Written exercise
Write out each line in which the string "React" is present.

* Start Dataset excerpt *

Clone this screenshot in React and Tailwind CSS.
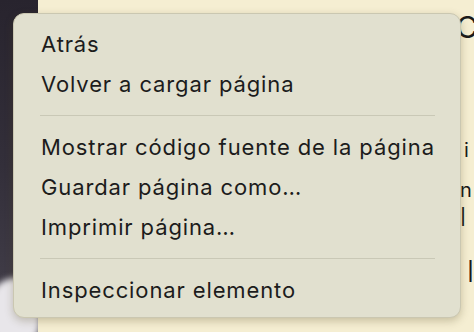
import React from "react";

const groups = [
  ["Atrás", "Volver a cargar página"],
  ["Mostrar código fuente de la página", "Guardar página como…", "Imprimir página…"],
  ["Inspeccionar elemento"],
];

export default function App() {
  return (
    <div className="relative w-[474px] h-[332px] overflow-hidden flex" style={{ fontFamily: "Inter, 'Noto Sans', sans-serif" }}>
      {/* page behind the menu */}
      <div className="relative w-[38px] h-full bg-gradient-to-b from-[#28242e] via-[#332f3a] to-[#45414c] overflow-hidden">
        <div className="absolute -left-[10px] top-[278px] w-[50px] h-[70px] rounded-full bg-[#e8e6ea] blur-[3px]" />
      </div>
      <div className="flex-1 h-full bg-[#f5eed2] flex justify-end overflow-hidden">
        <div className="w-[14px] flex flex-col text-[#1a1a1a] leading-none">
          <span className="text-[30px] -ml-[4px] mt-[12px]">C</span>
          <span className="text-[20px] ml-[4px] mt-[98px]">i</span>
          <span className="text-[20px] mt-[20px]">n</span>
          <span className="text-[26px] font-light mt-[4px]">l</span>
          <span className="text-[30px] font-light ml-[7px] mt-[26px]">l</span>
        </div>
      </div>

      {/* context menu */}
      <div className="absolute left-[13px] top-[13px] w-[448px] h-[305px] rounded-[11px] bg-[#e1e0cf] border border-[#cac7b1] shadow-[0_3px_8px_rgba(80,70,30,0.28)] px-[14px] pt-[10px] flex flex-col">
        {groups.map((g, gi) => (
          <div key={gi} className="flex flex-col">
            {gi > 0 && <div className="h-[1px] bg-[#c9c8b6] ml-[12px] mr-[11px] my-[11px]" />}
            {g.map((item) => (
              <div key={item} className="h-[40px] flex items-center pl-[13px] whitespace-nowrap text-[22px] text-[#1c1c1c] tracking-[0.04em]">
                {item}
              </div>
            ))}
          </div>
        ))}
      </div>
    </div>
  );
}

* End Dataset excerpt *

Finished task
Clone this screenshot in React and Tailwind CSS.
import React from "react";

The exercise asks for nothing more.